Bowflex home gym alternatives
A couple of alternative Bowflex machine products you might want to look at are the
Bowflex Revolution Home Gym ($2899) – offers over 100 exercise possibilities
Bowflex Xtreme 2 SE Home Gym ($1499) – offers over 70 exercise possibilities
The PR1000 is a budget home gym, so it naturally comes with more limited warranties than its counterparts. The power rods have a five-year warranty that applies to any material defects, while the frame itself has a one-year warranty. Also, the other parts have a 60-day warranty.
Frequently Asked Questions
What Is the Difference Between Bowflex PR1000 and PR3000?
The PR1000 is a cheaper home gym for the amateur bodybuilder, while the PR3000 is significantly more expensive and versatile.
Which Is Better: Total Gym or Bowflex?
Generally, Total Gym is better for hypertrophy (leanness) while Bowflex is better for strength.
Can the Bowflex PR1000 Be Upgraded?
No, it can’t be upgraded beyond its 210 lbs weight limit.
Is a Bowflex the Same as Lifting Weights?
This is debatable. If you're serious about performing strength exercises for power, flexibility, and overall health, it's hard to beat dumbbells and barbells. But multi gym products like the Bowflex PR range are great for some additional training modalities. These types of weight resistance machines can isolate muscles more than free weights. So if that's something you want to focus on, Bowflex is perfect.

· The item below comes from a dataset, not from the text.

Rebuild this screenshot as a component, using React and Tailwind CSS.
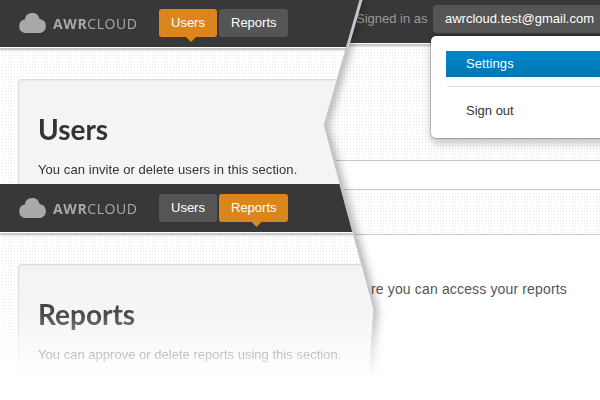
const dots =
  "bg-white bg-[radial-gradient(circle_at_2.5px_1.5px,#e9e9e9_0.7px,transparent_0.8px)] bg-[size:3px_3px]";

function Logo() {
  return (
    <div className="flex items-start text-[#a9a9a9]">
      <svg width="29" height="20" viewBox="0 0 29 20" className="mr-[6px]" fill="currentColor">
        <path d="M6.500 20A6.500 6.900 0 0 1 6.800 6.400 7.500 7.500 0 0 1 21.500 5.900 7.200 7.200 0 0 1 22.500 20Z" />
      </svg>
      <span className="w-[106px] font-['Open_Sans',sans-serif] text-[14px] leading-[21px] font-medium tracking-[0.6px] whitespace-nowrap">
        <b className="font-bold">AWR</b>CLOUD
      </span>
    </div>
  );
}

function Tab({ label, active, width }) {
  return (
    <div
      className={`relative h-7 ${width} rounded-[3px] pl-3 text-[13px] leading-7 text-white ${
        active ? "bg-[#da861d]" : "bg-[#555]"
      }`}
    >
      {label}
      {active && (
        <span className="absolute top-7 left-1/2 -ml-[2px] h-[5px] w-[10px] bg-[#da861d] [clip-path:polygon(0_0,100%_0,50%_100%)]" />
      )}
    </div>
  );
}

function Screen({ title, text, active, className, headerClass, textClass }) {
  return (
    <section className={`flex flex-col ${dots} ${className}`}>
      <header
        className={`flex shrink-0 items-start bg-[#383838] pl-[18px] shadow-[0_1px_0_#fff,0_2px_0_#c4c4c4,0_3px_2px_rgba(0,0,0,0.28)] ${headerClass}`}
      >
        <div className="mt-1">
          <Logo />
        </div>
        <nav className="flex gap-[2px]">
          <Tab label="Users" active={active === "users"} width="w-[58px]" />
          <Tab label="Reports" active={active === "reports"} width="w-[69px]" />
        </nav>
      </header>
      <div className="mt-8 ml-[18px] flex-1 rounded-tl-[4px] border-t border-l border-[#dcdcdc] bg-[#f4f4f4] pl-[19px] shadow-[inset_0_1px_1px_rgba(0,0,0,0.05)]">
        <h1 className="mt-[32px] font-['Lato',sans-serif] text-[28px] leading-[34px] font-bold text-[#333]">
          {title}
        </h1>
        <p className={`mt-[14px] text-[13px] leading-5 whitespace-nowrap text-[#333] ${textClass}`}>{text}</p>
      </div>
    </section>
  );
}

function AccountPage() {
  return (
    <main className={`col-start-1 row-start-1 flex h-[400px] flex-col ${dots}`}>
      <header className="relative z-10 flex h-[43px] shrink-0 bg-[#383838] pt-[5px] pl-[356px] text-[13px] leading-7 whitespace-nowrap shadow-[0_1px_0_#fff,0_2px_0_#c4c4c4,0_3px_2px_rgba(0,0,0,0.28)]">
        <span className="w-[77px] text-[#999]">Signed in as</span>
        <span className="h-7 flex-1 rounded-l-[4px] bg-[#555] pl-3 text-white">awrcloud.test@gmail.com</span>
        <div className="absolute top-9 left-[431px] h-[102px] w-[190px] rounded-[5px] bg-white pt-[15px] pl-[15px] text-[#333] shadow-[0_0_0_1px_rgba(0,0,0,0.2),0_5px_10px_rgba(0,0,0,0.25)]">
          <div className="h-[26px] bg-gradient-to-b from-[#0088cc] to-[#0077b3] pl-5 leading-[26px] tracking-[0.1px] text-white">
            Settings
          </div>
          <div className="mt-[9px] ml-px h-px bg-[#e0e0e0]" />
          <div className="mt-[10px] pl-5 leading-7">Sign out</div>
        </div>
      </header>
      <div className="mt-[117px] h-[30px] border-y border-[#c8c8c8] bg-white" />
      <div className="mt-[44px] flex-1 border-t border-[#c8c8c8] bg-white pt-[44px] pl-[371px] text-[14px] leading-5 tracking-[0.15px] whitespace-nowrap text-[#555]">
        re you can access your reports
      </div>
    </main>
  );
}

export default function App() {
  return (
    <div className="grid h-[400px] w-[600px] grid-cols-1 overflow-hidden bg-white font-['Liberation_Sans',Arial,sans-serif]">
      <AccountPage />
      <div className="z-20 col-start-1 row-start-1 h-[400px] w-[400px] [mask-image:linear-gradient(to_bottom,#000_280px,rgba(0,0,0,0.88)_315px,rgba(0,0,0,0.32)_354px,transparent_378px)]">
        <div className="drop-shadow-[2px_1px_4px_rgba(0,0,0,0.3)]">
          <div className="bg-[#c6c6c6] [clip-path:polygon(0_0,362.500px_0,326.500px_125px,376px_309px,370px_400px,0_400px)]">
            <div className="flex h-[400px] flex-col [clip-path:polygon(0_0,359.500px_0,323.500px_125px,373px_309px,367px_400px,0_400px)]">
              <Screen
                title="Users"
                text="You can invite or delete users in this section."
                active="users"
                className="h-[184px] overflow-hidden"
                headerClass="h-[47px] pt-[9px]"
                textClass="tracking-[0.07px]"
              />
              <Screen
                title="Reports"
                text="You can approve or delete reports using this section."
                active="reports"
                className="h-[216px]"
                headerClass="h-12 pt-[10px]"
                textClass="tracking-[0.02px]"
              />
            </div>
          </div>
        </div>
      </div>
    </div>
  );
}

What Exercises Can You Do With Bowflex?
You can do 30+ exercises, including cardio aerobic rowing, with the PR1000 model.
If you’re a beginner or an amateur fitness enthusiast or just looking to stay in shape without hardcore workouts, the PR1000 is a useful piece of home gym hardware and can replace many pieces of essential home workout equipment.
However, due to its shortcomings, most notably the 210 lbs weight limit, it won’t be enough if you’re serious about building strong muscles or if you’ve been lifting for long enough that 210 lbs aren’t that much. In that case, you can opt for other options such as the Xceed or the PR3000.